During the 1970s he was a staunch Black Conciousness supporter and a member and leader of the South African Student's Movement. He became involved in underground structures of the ANC in 1971.

At the University of Botswana, Lesotho and Swaziland, Sexwale completed a diploma in business studies and registered for a BCom. During this time he worked with ANC members in Swaziland and South Africa. His activities were detected by the Swazi authorities who attempted to arrest him in 1975. He left for Moscow where he underwent political and military training. Sexwale and his colleagues then stayed in Swaziland and later returned to South Africa. He worked underground, giving political instruction to cell members, and offering military training throughout the Transvaal. Sexwale was arrested and charged in the 'Pretoria Twelve' trial. He was convicted in 1978 and was sentenced to 18 years imprisonment.
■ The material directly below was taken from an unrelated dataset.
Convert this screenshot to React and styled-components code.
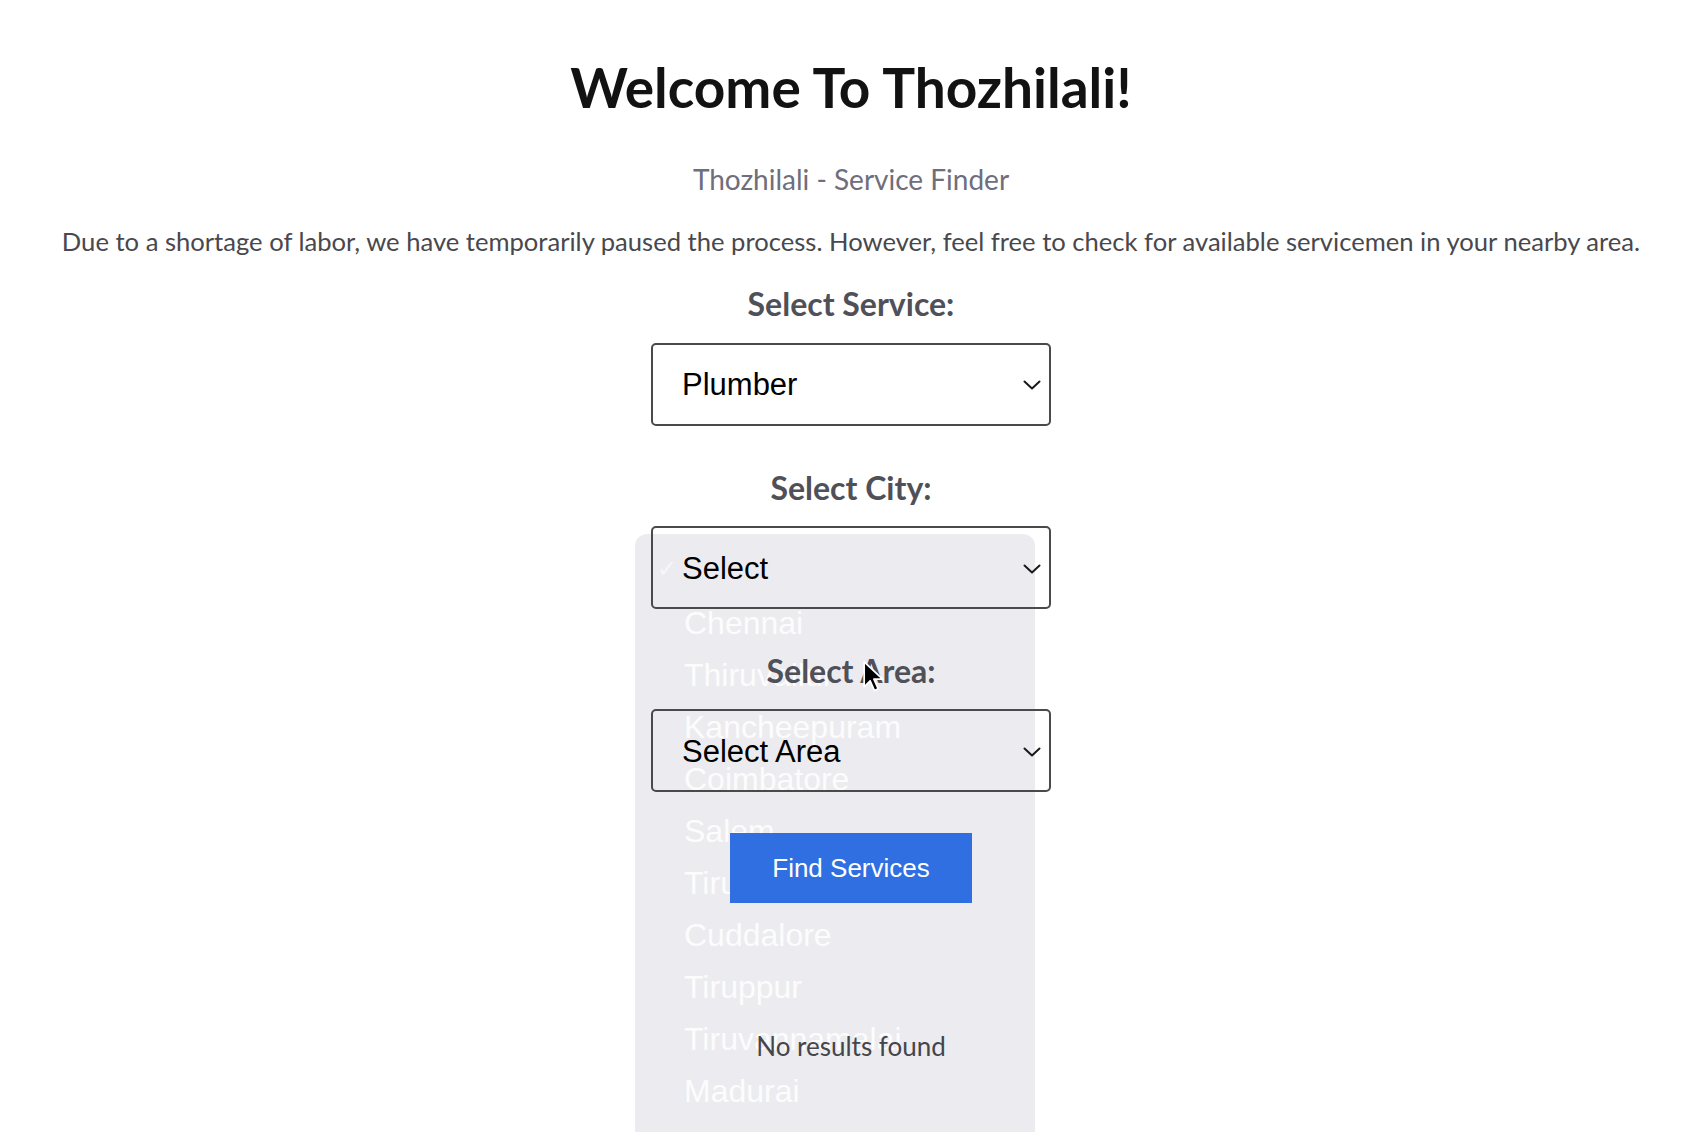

Sexwale was jailed on Robben Island where he served on the prisoner's recreation committee. He continued studying and when he left prison he had almost completed his BCom degree. Sexwale was released on 9 June 1990 under political amnesty following the unbanning of the ANC and the Groote Schuur agreement. In September 1990 he was elected to the ANC's executive committee in the PWV area. In September 1991 he was elected chair of the ANC's PWV region and became an ex-officio member of the organisation's national executive committee. In the April 1994 general election, Sexwale headed the ANC's PWV list, becoming provincial premier after the organisation won 58% of the vote in the region.

He resigned from the premiership in 1997 to enter the business world in which he has become a success story of black economic empowerment in the new South Africa.